The phylogenetic tree provided by Uhen in 2009's Encyclopedia of Marine Mammals suggests a paraphyletic Basilosauridae leading up to modern cetaceans, although some more recent studies have proposed monophyletic solutions for Basilosauridae as well. Despite his reservations towards the identity of Basiloterus as a basilosaurine, the tree still depicts it as the immediate sister taxon to Basilosaurus as proposed by Gingerich and colleagues.
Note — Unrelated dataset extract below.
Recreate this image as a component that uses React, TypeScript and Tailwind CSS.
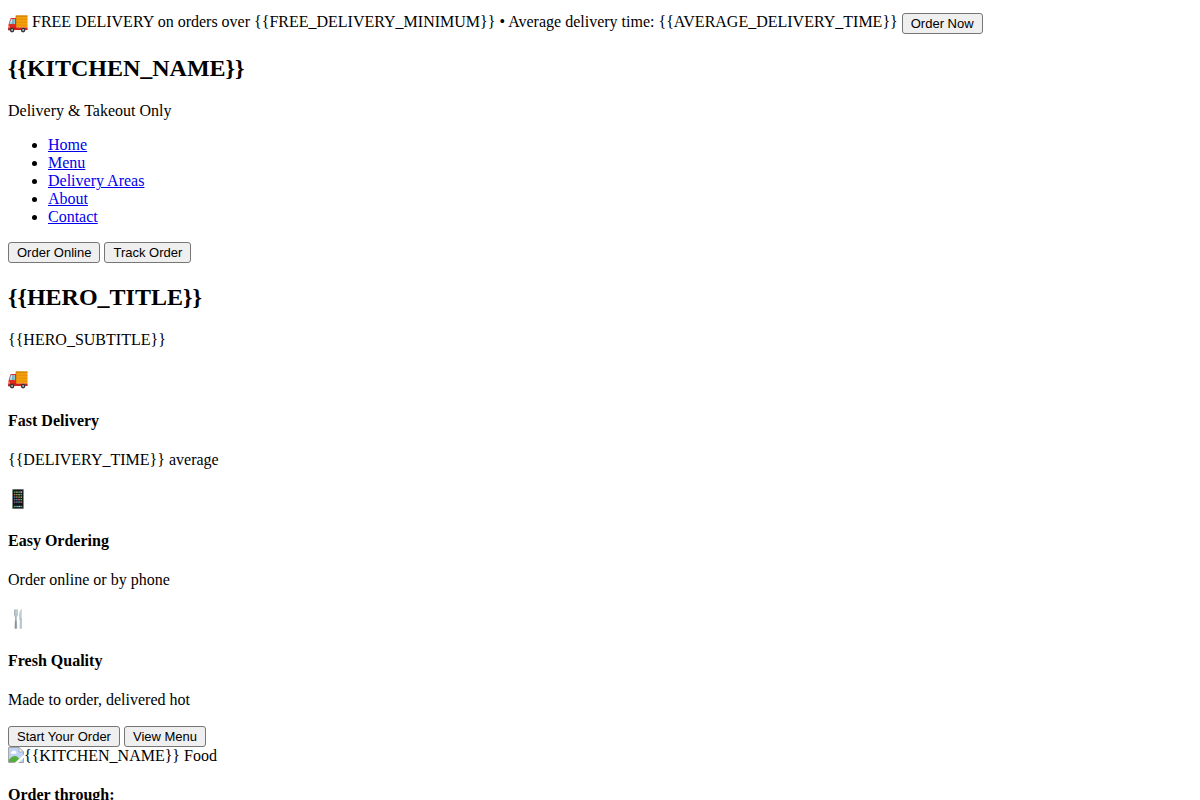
import type { ReactNode } from "react";

function Button({ children }: { children: ReactNode }) {
  return (
    <button
      type="button"
      className="h-[21px] rounded-[3px] border border-[#767676] bg-[#efefef] px-[7px] font-['Liberation_Sans',Arial,sans-serif] text-[13px] leading-[19px] whitespace-nowrap sm:px-2"
    >
      {children}
    </button>
  );
}

function Truck() {
  return (
    <svg viewBox="0 -2.5 20 20" className="h-5 w-5 shrink-0" role="img" aria-label="Delivery truck">
      <path d="M8 0h11.5v12H8z" fill="#f5a008" />
      <path d="M8 0h11.5v1.2H8z" fill="#c9800c" />
      <path d="M8.5 3.8h11M8.5 6.7h11M8.5 9.6h11" stroke="#dc8708" strokeWidth="0.7" />
      <path d="M8 0v12" stroke="#b96d10" strokeWidth="0.7" />
      <path d="M2.4 2.9Q2.7 2.5 3.4 2.5H8V14H.5V9.3z" fill="#e32b20" />
      <path d="M2.8 3.6H7v5H1.4z" fill="#8fc6d8" />
      <path d="M3.4 4.1h1.4L3.2 8H2.1z" fill="#d5edf2" />
      <path d="M4.9 3.6V9" stroke="#496c7a" strokeWidth="0.5" />
      <path d="M.4 11.2h7.8v.8H19.6v2.5H.4z" fill="#cf211b" />
      <path d="M0 13h3v1.8H0z" fill="#ad2520" />
      <path d="M.5 11h1.4v1H.5z" fill="#ffe28a" />
      <circle cx="4.1" cy="14.6" r="2.3" fill="#34383b" />
      <circle cx="4.1" cy="14.6" r="1" fill="#aeb5b8" />
      <circle cx="15.1" cy="14.6" r="2.3" fill="#34383b" />
      <circle cx="15.1" cy="14.6" r="1" fill="#aeb5b8" />
    </svg>
  );
}

function Phone() {
  const colors = ["#54ad57", "#d6d6d6", "#448ad2", "#c7a43f", "#8b5aac", "#dd624e", "#40a6aa", "#697580"];
  const cells = Array.from({ length: 20 }, (_, i) => i);
  return (
    <svg viewBox="0 0 20 20" className="h-5 w-5" role="img" aria-label="Mobile phone">
      <rect x="4" y="0" width="12" height="20" rx="1" fill="#858989" />
      <rect x="5" y="0.8" width="10" height="18.4" rx="0.6" fill="#101416" />
      {cells.map((i) => (
        <rect
          key={i}
          x={5.9 + (i % 4) * 2.2}
          y={2.4 + Math.floor(i / 4) * 2.5}
          width="1.6"
          height="1.4"
          fill={colors[(i * 3 + Math.floor(i / 4)) % 8]}
        />
      ))}
      <path d="M5.8 17.5h2" stroke="#55b554" strokeWidth="1.3" />
      <path d="M8.1 17.5h2" stroke="#5799ca" strokeWidth="1.3" />
      <path d="M10.3 17.5h2" stroke="#9ed1dd" strokeWidth="1.3" />
      <path d="M12.5 17.5h1.8" stroke="#79a65b" strokeWidth="1.3" />
    </svg>
  );
}

function Cutlery() {
  return (
    <svg viewBox="0 0 20 20" className="h-5 w-5" role="img" aria-label="Fork and knife">
      <path d="M6 .5v5.2q0 1.5 1.1 2L6.5 19q.1 1 1.3 1t1.4-1L8.6 7.7q1.1-.5 1.1-2V.5z" fill="#a7b0b6" />
      <path d="M7.2 1v4.6M8.5 1v4.6" stroke="#e5ebed" strokeWidth="0.5" />
      <path d="M6.6 6.5h2.5" stroke="#a9cfe2" strokeWidth="1.2" />
      <path d="M7.8 12v7" stroke="#788187" strokeWidth="0.9" />
      <path d="M14 0q-2.8 1.8-2.8 5.8v4.8h.7l-.4 8.5q.1.9 1.2.9t1.3-.9z" fill="#bdc8cd" />
      <path d="M13.4 1.4v8" stroke="#e4edf0" strokeWidth="0.7" />
      <path d="M11.4 10.2h2.4" stroke="#9bbfd0" strokeWidth="0.8" />
    </svg>
  );
}

function MissingImage() {
  return (
    <svg viewBox="0 0 16 16" className="h-4 w-4 shrink-0" aria-hidden="true">
      <path d="M.5.5H11L15.5 5v10.5H.5z" fill="#bfd3f5" stroke="#a5a5a5" />
      <path d="M3 6.8q-.6-2 1.3-2.2Q5 2.7 6.6 3.8 8.8 4 8.4 6.8z" fill="#fff" />
      <path d="M1 15v-2.5Q5 8 8.2 9.3q3.2 1.3 3.8 5.7z" fill="#55ad3c" />
      <path d="M11 .5V5h4.5z" fill="#f5f5f5" stroke="#a5a5a5" strokeWidth="0.8" />
      <path d="M16 7.5v3.2L10.2 16H6.6z" fill="#fff" />
    </svg>
  );
}

function Feature({ icon, title, text }: { icon: ReactNode; title: string; text: string }) {
  return (
    <div className="mt-4">
      <div className="flex h-[26px] items-center pt-0.5">{icon}</div>
      <h4 className="mt-[21px] font-bold">{title}</h4>
      <p className="mt-[21px]">{text}</p>
    </div>
  );
}

const links = ["Home", "Menu", "Delivery Areas", "About", "Contact"];

export default function App() {
  return (
    <div className="min-h-screen bg-white px-2 pt-[13px] font-['Liberation_Serif','Times_New_Roman',serif] text-[16px] leading-[18px] text-black">
      <div className="flex items-start gap-1">
        <Truck />
        <span>
          {"FREE DELIVERY on orders over {{FREE_DELIVERY_MINIMUM}} • Average delivery time: {{AVERAGE_DELIVERY_TIME}}"}
        </span>
        <Button>Order Now</Button>
      </div>

      <header>
        <h2 className="mt-[21px] text-[24px] leading-[27px] font-bold">{"{{KITCHEN_NAME}}"}</h2>
        <p className="mt-5">Delivery &amp; Takeout Only</p>
        <nav className="mt-4">
          <ul className="list-disc pl-10">
            {links.map((label) => (
              <li key={label}>
                <a href={`#${label.toLowerCase().replace(" ", "-")}`} className="text-[#0000ee] underline">
                  {label}
                </a>
              </li>
            ))}
          </ul>
        </nav>
        <div className="mt-4 flex gap-1">
          <Button>Order Online</Button>
          <Button>Track Order</Button>
        </div>
      </header>

      <main>
        <h2 className="mt-[21px] text-[24px] leading-[27px] font-bold">{"{{HERO_TITLE}}"}</h2>
        <p className="mt-5">{"{{HERO_SUBTITLE}}"}</p>
        <Feature icon={<Truck />} title="Fast Delivery" text={"{{DELIVERY_TIME}} average"} />
        <Feature icon={<Phone />} title="Easy Ordering" text="Order online or by phone" />
        <Feature icon={<Cutlery />} title="Fresh Quality" text="Made to order, delivered hot" />
        <div className="mt-[17px] flex gap-1">
          <Button>Start Your Order</Button>
          <Button>View Menu</Button>
        </div>
        <div className="flex items-start">
          <MissingImage />
          <span>{"{{KITCHEN_NAME}} Food"}</span>
        </div>
        <h4 className="mt-[21px] font-bold">Order through:</h4>
      </main>
    </div>
  );
}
The elongation of the vertebrae as a convergent trait is again noted by Gol'din and Zvonok, who propose that it had been independently gained by Basiloterus, Basilotritus and Basilosaurus. They argue that this independent acquisition of elongated lumbars renders it an unreliable character to separate the subfamilies Basilosaurinae and Dorudontinae, further supported by the close relationship they recover between Basilosaurus and Dorudon. In their results, Dorudon is the closest relative of Basilosaurus in place of Basiloterus, which is not included in their results. Similar results also appear in later papers such as the description of the small-bodied basilosaurid Tutcetus, which also argues against the concept of a distinct Basilosaurinae and Dorudontinae and does not discuss Basiloterus. The description of Cynthiacetus peruvianus also fails to recover two distinct subfamilies and simply refers to Basiloterus as a basilosaurid of uncertain relation to the other taxa within the family.

==Paleobiology==
Although not found in the same area, Basiloterus likely coexisted with Basilosaurus drazindai as they both come from the same green shales of the Drazinda Formation, which also yielded the remains of the giant softshell turtle Drazinderetes. The Drazinda Formation consists of shallow marine sediments.